Observation R.1b. With the same information about an access sequence, i.e. (only) upper bounds on the stack distances of accesses, the hit probabilities for LRU are always greater than or equal to the hit probabilities for Random.

The validity of Observations R.1 and R.1b are demonstrated by our previous results where the number of misses computed for random replacement using the reuse distance and stack distance analyses are never below the number of misses obtained assuming the LRU replacement policy.

In this paper, we also derived combined analysis techniques that do not dependent entirely on convolving probability distributions for individual accesses. For these analyses, our experiments show that in the case of benchmarks that contain accesses with stack distances greater than the associativity of the cache, then random replacement can sometimes provably exceed the performance of LRU replacement. We note that there are also many cases when LRU outperforms random replacement, hence the two policies and their more sophisticated analyses are incomparable.

In this section, we specifically investigate the different performance of LRU and random replacement policies using synthetic benchmarks.

The first synthetic benchmark Random Sequence aims to be representative of straight-line code. It consists of traces of \(1000\) random accesses to \(x\) distinct memory blocks where we have varied \(x\) from 4 to 64. The results are shown in Fig. 24. Note, we assume a cache associativity of 16. For all values of \(x\), LRU outperforms random replacement on the Random Sequence benchmark, with the relative performance difference between the two remaining largely constant.

Fig. 24
figure 24

Influence of the number of distinct blocks on the precision of the various analyses

The second synthetic benchmark LoopK was used to fevaluate the influence of the size of a loop body on the relative performance of LRU and random replacement. To this end, we generated 5 traces with 512 accesses each. These 512 accesses are within a loop body of size 4, 8, 16, 32 and 64 respectively. The number of loop iterations was varied to keep the total number of accesses constant (i.e. the loop with size 4 was repeated 128 times, while the loop with size 64 was repeated only 8 times). We again assumed an associativity of 16. The results are shown in Fig. 25. On the LoopK benchmark, LRU outperforms random replacement when the size of the loop body is less than or equal to the associativity, whereas random replacement outperforms LRU as soon as the size of the loop body exceeds the associativity.

Fig. 25
figure 25

Influence of the size of the loop body on the precision of the various analyses

We also modified the LoopK benchmark to iterate a constant number of times (\(10\)) and presented the results in a different way in Fig. 26. This figure shows execution time estimates with an exceedance probability of \(10^{-9}\) depending on the loop body size assuming an associativity of \(8\) and \(16\).

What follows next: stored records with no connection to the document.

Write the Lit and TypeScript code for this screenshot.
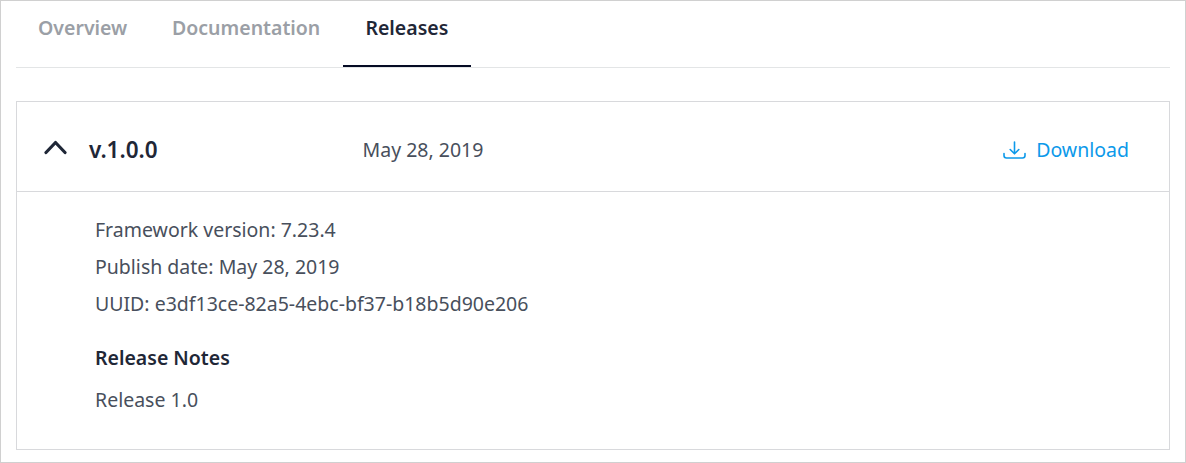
import { LitElement, html, css } from "lit";
import { customElement } from "lit/decorators.js";

@customElement("app-root")
export class AppRoot extends LitElement {
  static styles = css`
    :host { display: block; box-sizing: border-box; height: 463px; padding: 0 15px; border: 1px solid #d0d0d0; background: #fff; font-family: "Noto Sans", sans-serif; font-size: 19.5px; line-height: 26px; color: #484f5c; }
    * { box-sizing: border-box; }
    .tabs { display: flex; height: 67px; border-bottom: 1px solid #e3e5e6; font-weight: 600; color: #9b9fa6; }
    .tab { height: 66px; padding: 14px 22.7px 0 22px; white-space: nowrap; }
    .active { padding-left: 22.4px; color: #1f2737; border-bottom: 2px solid #050b24; }
    .card { margin-top: 33px; height: 349px; border: 1px solid #d8d9dc; }
    .head { display: flex; align-items: center; height: 90px; padding: 6px 40px 0 27px; border-bottom: 1px solid #d8d9dc; }
    .chevron { display: block; width: 23px; height: 16px; margin: 0 22px 5px 0; }
    .version { width: 273.5px; padding-top: 1px; font-size: 22.5px; font-weight: 600; color: #1f2737; }
    .download { display: flex; align-items: center; margin-left: auto; color: #0c99ea; }
    .download svg { margin-right: 10.4px; }
    .body { padding: 19px 78px; }
    .row { height: 37px; padding-top: 6px; }
    .title { margin-top: 23px; font-weight: 600; color: #1f2737; }
    .notes { margin-top: 16px; }
  `;
  render() {
    return html`
      <nav class="tabs"><div class="tab">Overview</div><div class="tab">Documentation</div><div class="tab active">Releases</div></nav>
      <section class="card">
        <div class="head">
          <svg class="chevron" viewBox="0 0 23 16" fill="none" stroke="#1f2737" stroke-width="3.200" stroke-linecap="round" stroke-linejoin="round"><path d="M2 13.500 11.500 3.500 21 13.500"/></svg>
          <div class="version">v.1.0.0</div><div>May 28, 2019</div>
          <div class="download"><svg width="23" height="18" viewBox="0 0 23 18" fill="none" stroke="#0c99ea" stroke-width="1.600" stroke-linecap="round" stroke-linejoin="round"><path d="M1 12.500v2q0 2.500 2.500 2.500h16q2.500 0 2.500-2.500v-2M11.500 1v11.500M7.200 8.500l4.300 4.300 4.300-4.300"/></svg>Download</div>
        </div>
        <div class="body">
          <div class="row">Framework version: 7.23.4</div><div class="row">Publish date: May 28, 2019</div><div class="row">UUID: e3df13ce-82a5-4ebc-bf37-b18b5d90e206</div>
          <div class="title">Release Notes</div><div class="notes">Release 1.0</div>
        </div>
      </section>`;
  }
}
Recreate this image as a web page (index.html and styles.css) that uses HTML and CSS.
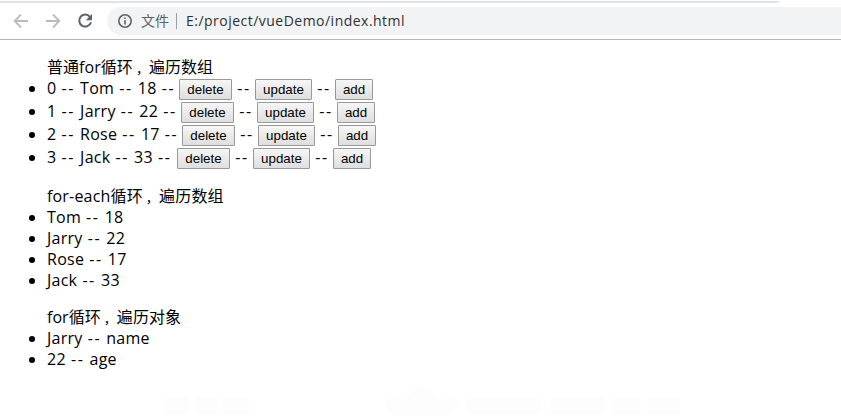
FILE: index.html
```
<!DOCTYPE html>
<html lang="zh-CN">
<head>
<meta charset="utf-8">
<title>index.html</title>
<link rel="stylesheet" href="styles.css">
</head>
<body>
<header class="browser">
  <div class="tabstrip"></div>
  <nav class="toolbar">
    <svg class="nav-icon" viewBox="0 0 16 16"><path d="M15 8H2M8 1.5L1.7 8L8 14.5"/></svg>
    <svg class="nav-icon forward" viewBox="0 0 16 16"><path d="M1 8H14M8 1.5L14.3 8L8 14.5"/></svg>
    <svg class="nav-icon reload" viewBox="0 0 16 16"><path d="M13.2 4.2A6 6 0 1 0 14 9.2"/><path class="solid" d="M15 1V7.2H8.8Z"/></svg>
    <div class="address">
      <svg class="info" viewBox="0 0 16 16"><circle cx="8" cy="8" r="6.2"/><path d="M8 7.2V11.5M8 4.5V6"/></svg>
      <span class="scheme">文件</span>
      <span class="url">E:/project/vueDemo/index.html</span>
    </div>
  </nav>
</header>
<main>
  <ul>
    <div class="title">普通for循环<span class="comma">，</span>遍历数组</div>
    <li><div class="row"><span class="lead w0">0 <i>--</i> Tom <i>--</i> 18 <i>--</i></span><button>delete</button><span class="sep"><i>--</i></span><button class="update">update</button><span class="sep"><i>--</i></span><button class="add">add</button></div></li>
    <li><div class="row"><span class="lead w1">1 <i>--</i> Jarry <i>--</i> 22 <i>--</i></span><button>delete</button><span class="sep"><i>--</i></span><button class="update">update</button><span class="sep"><i>--</i></span><button class="add">add</button></div></li>
    <li><div class="row"><span class="lead w2">2 <i>--</i> Rose <i>--</i> 17 <i>--</i></span><button>delete</button><span class="sep"><i>--</i></span><button class="update">update</button><span class="sep"><i>--</i></span><button class="add">add</button></div></li>
    <li><div class="row"><span class="lead w3">3 <i>--</i> Jack <i>--</i> 33 <i>--</i></span><button>delete</button><span class="sep"><i>--</i></span><button class="update">update</button><span class="sep"><i>--</i></span><button class="add">add</button></div></li>
  </ul>
  <ul>
    <div class="title wide">for-each循环<span class="comma">，</span>遍历数组</div>
    <li>Tom <i>--</i> 18</li>
    <li>Jarry <i>--</i> 22</li>
    <li>Rose <i>--</i> 17</li>
    <li>Jack <i>--</i> 33</li>
  </ul>
  <ul>
    <div class="title">for循环<span class="comma">，</span>遍历对象</div>
    <li>Jarry <i>--</i> name</li>
    <li>22 <i>--</i> age</li>
  </ul>
</main>
<svg class="ghost" viewBox="0 0 520 34"><rect x="1" y="13" width="26" height="18" rx="3"/><rect x="31" y="13" width="26" height="18" rx="3"/><rect x="60" y="13" width="26" height="18" rx="3"/><path d="M220 21L232 9L240 18Q260-12 280 18L288 9L298 21L288 32H232Z"/><rect x="302" y="13" width="76" height="18" rx="3"/><rect x="387" y="13" width="56" height="18" rx="3"/><rect x="449" y="13" width="28" height="18" rx="3"/><rect x="484" y="13" width="33" height="18" rx="3"/></svg>
</body>
</html>
```
FILE: styles.css
```
* { box-sizing: border-box; }
body {
  margin: 0;
  height: 418px;
  overflow: hidden;
  background: #fff;
  color: #000;
  font: 16px/21px "Open Sans", "Noto Sans CJK SC", sans-serif;
}
.browser { display: flow-root; height: 40px; border-bottom: 1px solid #b3b5b8; }
.tabstrip { width: 779px; height: 2px; margin-top: 1px; background: #dee3e8; border-bottom-right-radius: 4px; }
.toolbar { display: flex; align-items: center; height: 28px; margin-top: 4px; padding-left: 13px; }
.nav-icon { width: 16px; height: 16px; margin-right: 16px; fill: none; stroke: #babcbe; stroke-width: 1.8; }
.reload { stroke: #5f6368; stroke-width: 2; margin-right: 14px; }
.solid { fill: #5f6368; stroke: none; }
.address { flex: 1; display: flex; align-items: center; height: 28px; padding-left: 10px; background: #f1f3f4; border-radius: 14px 0 0 14px; font-size: 14px; }
.info { width: 16px; height: 16px; fill: none; stroke: #5f6368; stroke-width: 1.6; }
.scheme { width: 36px; margin-left: 8px; border-right: 1px solid #9aa0a6; line-height: 16px; color: #5f6368; white-space: nowrap; }
.url { margin: -2px 0 0 9px; color: #303134; letter-spacing: 0.48px; }
main { padding: 17px 8px 0; }
ul { margin: 0 0 16px; padding-left: 39px; }
li { letter-spacing: 0.25px; word-spacing: 0.7px; }
i { font-style: normal; letter-spacing: 1.6px; }
.title { height: 21px; letter-spacing: 0.05px; }
.wide { letter-spacing: 0.18px; }
.comma { padding-left: 3px; font-size: 13px; line-height: 1; }
.row { display: flex; align-items: center; height: 23px; }
.lead { flex: none; width: 132px; padding-bottom: 2px; white-space: nowrap; }
.w1 { width: 134px; }
.w2 { width: 135px; }
.w3 { width: 130px; }
.sep { width: 23px; padding: 0 0 2px 1px; text-align: center; }
button {
  width: 53px;
  height: 21px;
  padding: 0;
  border: 1px solid #999;
  border-radius: 1px;
  background: linear-gradient(#f6f6f6, #dedede);
  color: #000;
  font: 13.333px/17px "Liberation Sans", sans-serif;
  letter-spacing: 0;
}
.update { width: 57px; }
.add { width: 38px; }
.ghost { position: absolute; left: 163px; top: 384px; width: 520px; height: 34px; fill: #fdfdfd; }
```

Here, we can see a smooth progression in the performance of the random replacement policy which is in stark contrast the LRU replacement policy, where the performance rapidly degrades when the loop body size exceeds the associativity.

Fig. 26
figure 26

Number of misses with exceedance probability \(10^{-9}\) with varying loop-body size. \(10\) iterations of the loop

10 Conclusion and future work

In this paper, we investigated the correctness, optimality and precision of Static Probabilistic Timing Analysis (SPTA) for systems that use a cache with an evict-on-miss random replacement policy.

The main contributions of this paper are:

  1. 1.

    Showing that the formula for the probability of a cache hit previously published in DATE (Kosmidis et al. 2013) is not sound for use in SPTA, since it can produce results in the form of pWCET distributions that are optimistic by orders of magnitude and thus unsafe.

  2. 2.

    Proving the optimality of the probability function given by Davis et al. (2013) with respect to the limited information (reuse distance and associativity) that it uses.

  3. 3.

    Deriving an alternative probability function based on the stack distance (the number of pair-wise distinct memory blocks accessed within the reuse distance). This approach is incomparable to that of Davis et al. (2013).

  4. 4.

    Providing two new cache contention methods; a basic method, and an improved one based on a conceptual cache simulation, that can be used to improve upon the previous analyses that use reuse distance and stack distance. The basic cache contention presented in this paper corrects an omission in the formulation given by Altmeyer and Davis (2014). Both approaches are proven correct by showing that there exists a feasible evolution of the cache state that supports cache hits for all accesses where the cache contention is less than the associativity.

  5. 5.

    Introducing an approach with scalable precision, combining precise analysis for frequently used memory blocks with imprecise analysis for those memory blocks that are used less often.

  6. 6.

    An evaluation on a set of benchmark programs, showing the performance of the different approaches, and in particular that the scalable approach is highly effective in reducing pessimism in SPTA without the problems of exponential complexity inherent in an exhaustive cache state exploration.

  7. 7.

    A comparison between the LRU replacement policy and the Evict-on-Miss random replacement policy, showing that when the sophisticated combined analysis for random replacement (introduced in this paper) is used, the two are incomparable, with random replacement having provably better hard real-time performance when the number of distinct memory blocks in a loop exceeds the associativity, and LRU having better performance otherwise.

The SPTA methods described in this paper, including the scalable combined approach, are extendable to multipath programs. Such extension is the subject of further work by the authors.